# TASK DIRECTIONS
Quote every line as written. Omit pictures.

# DATA EXTRACT
┌──
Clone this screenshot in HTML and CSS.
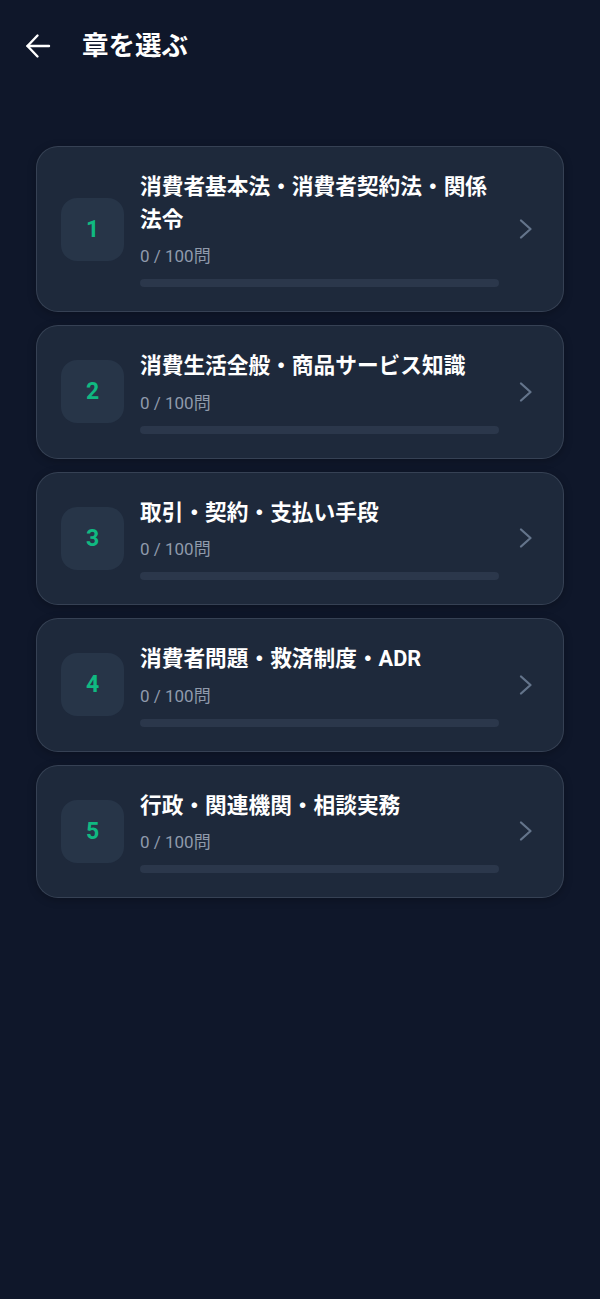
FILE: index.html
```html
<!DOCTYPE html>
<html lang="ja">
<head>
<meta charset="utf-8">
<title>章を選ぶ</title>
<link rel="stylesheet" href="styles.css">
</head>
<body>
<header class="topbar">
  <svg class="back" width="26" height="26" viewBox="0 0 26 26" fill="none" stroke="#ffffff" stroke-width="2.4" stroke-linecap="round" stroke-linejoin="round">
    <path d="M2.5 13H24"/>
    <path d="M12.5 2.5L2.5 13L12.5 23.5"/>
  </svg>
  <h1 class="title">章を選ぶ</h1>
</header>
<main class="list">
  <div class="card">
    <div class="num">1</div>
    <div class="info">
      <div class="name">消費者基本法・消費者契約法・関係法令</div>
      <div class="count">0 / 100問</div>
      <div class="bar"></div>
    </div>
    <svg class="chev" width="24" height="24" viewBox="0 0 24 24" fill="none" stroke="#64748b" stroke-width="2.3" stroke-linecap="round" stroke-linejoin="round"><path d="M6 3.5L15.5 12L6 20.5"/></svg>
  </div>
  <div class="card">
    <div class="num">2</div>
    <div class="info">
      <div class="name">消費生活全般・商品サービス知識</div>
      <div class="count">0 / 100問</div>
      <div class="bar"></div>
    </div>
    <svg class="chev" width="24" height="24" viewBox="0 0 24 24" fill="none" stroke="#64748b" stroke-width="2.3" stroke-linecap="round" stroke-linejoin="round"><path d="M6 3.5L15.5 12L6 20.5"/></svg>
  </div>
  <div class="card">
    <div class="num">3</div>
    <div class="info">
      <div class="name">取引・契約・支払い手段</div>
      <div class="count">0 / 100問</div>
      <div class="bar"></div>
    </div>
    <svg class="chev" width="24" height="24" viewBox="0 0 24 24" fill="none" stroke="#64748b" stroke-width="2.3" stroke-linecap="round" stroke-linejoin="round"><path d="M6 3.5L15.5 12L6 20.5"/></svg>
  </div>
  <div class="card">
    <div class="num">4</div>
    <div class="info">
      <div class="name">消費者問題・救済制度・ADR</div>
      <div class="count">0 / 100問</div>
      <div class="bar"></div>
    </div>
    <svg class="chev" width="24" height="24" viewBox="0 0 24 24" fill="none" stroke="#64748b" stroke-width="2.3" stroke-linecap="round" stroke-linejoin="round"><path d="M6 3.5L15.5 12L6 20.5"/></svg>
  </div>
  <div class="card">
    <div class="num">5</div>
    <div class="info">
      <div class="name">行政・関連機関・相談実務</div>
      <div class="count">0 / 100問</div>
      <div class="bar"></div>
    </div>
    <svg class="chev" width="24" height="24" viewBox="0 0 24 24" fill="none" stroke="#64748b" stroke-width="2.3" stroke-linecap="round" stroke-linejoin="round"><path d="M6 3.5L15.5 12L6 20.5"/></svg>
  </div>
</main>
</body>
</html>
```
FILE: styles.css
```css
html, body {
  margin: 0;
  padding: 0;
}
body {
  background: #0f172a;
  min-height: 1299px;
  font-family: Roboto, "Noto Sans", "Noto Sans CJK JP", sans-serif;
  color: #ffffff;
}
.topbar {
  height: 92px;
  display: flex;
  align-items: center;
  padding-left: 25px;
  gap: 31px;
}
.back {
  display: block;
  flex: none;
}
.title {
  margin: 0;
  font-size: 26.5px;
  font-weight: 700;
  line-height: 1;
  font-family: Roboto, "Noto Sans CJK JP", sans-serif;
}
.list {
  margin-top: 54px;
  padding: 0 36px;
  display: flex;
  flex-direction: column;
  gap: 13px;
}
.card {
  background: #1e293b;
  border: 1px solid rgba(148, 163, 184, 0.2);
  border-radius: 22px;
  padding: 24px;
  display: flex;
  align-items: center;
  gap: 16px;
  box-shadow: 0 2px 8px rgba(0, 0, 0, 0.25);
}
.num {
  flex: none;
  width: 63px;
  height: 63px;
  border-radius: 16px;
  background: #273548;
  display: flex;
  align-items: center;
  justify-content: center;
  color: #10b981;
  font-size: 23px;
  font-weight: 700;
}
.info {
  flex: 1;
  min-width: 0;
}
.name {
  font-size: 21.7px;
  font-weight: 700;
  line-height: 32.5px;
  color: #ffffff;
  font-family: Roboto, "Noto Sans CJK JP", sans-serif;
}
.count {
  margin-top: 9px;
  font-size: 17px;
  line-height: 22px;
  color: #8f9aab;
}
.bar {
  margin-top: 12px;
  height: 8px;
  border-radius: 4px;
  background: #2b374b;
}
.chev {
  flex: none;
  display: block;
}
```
└──
# TASK OUTPUT
Clone this screenshot in HTML and CSS.
FILE: index.html
```html
<!DOCTYPE html>
<html lang="ja">
<head>
<meta charset="utf-8">
<title>章を選ぶ</title>
<link rel="stylesheet" href="styles.css">
</head>
<body>
<header class="topbar">
  <svg class="back" width="26" height="26" viewBox="0 0 26 26" fill="none" stroke="#ffffff" stroke-width="2.4" stroke-linecap="round" stroke-linejoin="round">
    <path d="M2.5 13H24"/>
    <path d="M12.5 2.5L2.5 13L12.5 23.5"/>
  </svg>
  <h1 class="title">章を選ぶ</h1>
</header>
<main class="list">
  <div class="card">
    <div class="num">1</div>
    <div class="info">
      <div class="name">消費者基本法・消費者契約法・関係法令</div>
      <div class="count">0 / 100問</div>
      <div class="bar"></div>
    </div>
    <svg class="chev" width="24" height="24" viewBox="0 0 24 24" fill="none" stroke="#64748b" stroke-width="2.3" stroke-linecap="round" stroke-linejoin="round"><path d="M6 3.5L15.5 12L6 20.5"/></svg>
  </div>
  <div class="card">
    <div class="num">2</div>
    <div class="info">
      <div class="name">消費生活全般・商品サービス知識</div>
      <div class="count">0 / 100問</div>
      <div class="bar"></div>
    </div>
    <svg class="chev" width="24" height="24" viewBox="0 0 24 24" fill="none" stroke="#64748b" stroke-width="2.3" stroke-linecap="round" stroke-linejoin="round"><path d="M6 3.5L15.5 12L6 20.5"/></svg>
  </div>
  <div class="card">
    <div class="num">3</div>
    <div class="info">
      <div class="name">取引・契約・支払い手段</div>
      <div class="count">0 / 100問</div>
      <div class="bar"></div>
    </div>
    <svg class="chev" width="24" height="24" viewBox="0 0 24 24" fill="none" stroke="#64748b" stroke-width="2.3" stroke-linecap="round" stroke-linejoin="round"><path d="M6 3.5L15.5 12L6 20.5"/></svg>
  </div>
  <div class="card">
    <div class="num">4</div>
    <div class="info">
      <div class="name">消費者問題・救済制度・ADR</div>
      <div class="count">0 / 100問</div>
      <div class="bar"></div>
    </div>
    <svg class="chev" width="24" height="24" viewBox="0 0 24 24" fill="none" stroke="#64748b" stroke-width="2.3" stroke-linecap="round" stroke-linejoin="round"><path d="M6 3.5L15.5 12L6 20.5"/></svg>
  </div>
  <div class="card">
    <div class="num">5</div>
    <div class="info">
      <div class="name">行政・関連機関・相談実務</div>
      <div class="count">0 / 100問</div>
      <div class="bar"></div>
    </div>
    <svg class="chev" width="24" height="24" viewBox="0 0 24 24" fill="none" stroke="#64748b" stroke-width="2.3" stroke-linecap="round" stroke-linejoin="round"><path d="M6 3.5L15.5 12L6 20.5"/></svg>
  </div>
</main>
</body>
</html>
```
FILE: styles.css
```css
html, body {
  margin: 0;
  padding: 0;
}
body {
  background: #0f172a;
  min-height: 1299px;
  font-family: Roboto, "Noto Sans", "Noto Sans CJK JP", sans-serif;
  color: #ffffff;
}
.topbar {
  height: 92px;
  display: flex;
  align-items: center;
  padding-left: 25px;
  gap: 31px;
}
.back {
  display: block;
  flex: none;
}
.title {
  margin: 0;
  font-size: 26.5px;
  font-weight: 700;
  line-height: 1;
  font-family: Roboto, "Noto Sans CJK JP", sans-serif;
}
.list {
  margin-top: 54px;
  padding: 0 36px;
  display: flex;
  flex-direction: column;
  gap: 13px;
}
.card {
  background: #1e293b;
  border: 1px solid rgba(148, 163, 184, 0.2);
  border-radius: 22px;
  padding: 24px;
  display: flex;
  align-items: center;
  gap: 16px;
  box-shadow: 0 2px 8px rgba(0, 0, 0, 0.25);
}
.num {
  flex: none;
  width: 63px;
  height: 63px;
  border-radius: 16px;
  background: #273548;
  display: flex;
  align-items: center;
  justify-content: center;
  color: #10b981;
  font-size: 23px;
  font-weight: 700;
}
.info {
  flex: 1;
  min-width: 0;
}
.name {
  font-size: 21.7px;
  font-weight: 700;
  line-height: 32.5px;
  color: #ffffff;
  font-family: Roboto, "Noto Sans CJK JP", sans-serif;
}
.count {
  margin-top: 9px;
  font-size: 17px;
  line-height: 22px;
  color: #8f9aab;
}
.bar {
  margin-top: 12px;
  height: 8px;
  border-radius: 4px;
  background: #2b374b;
}
.chev {
  flex: none;
  display: block;
}
```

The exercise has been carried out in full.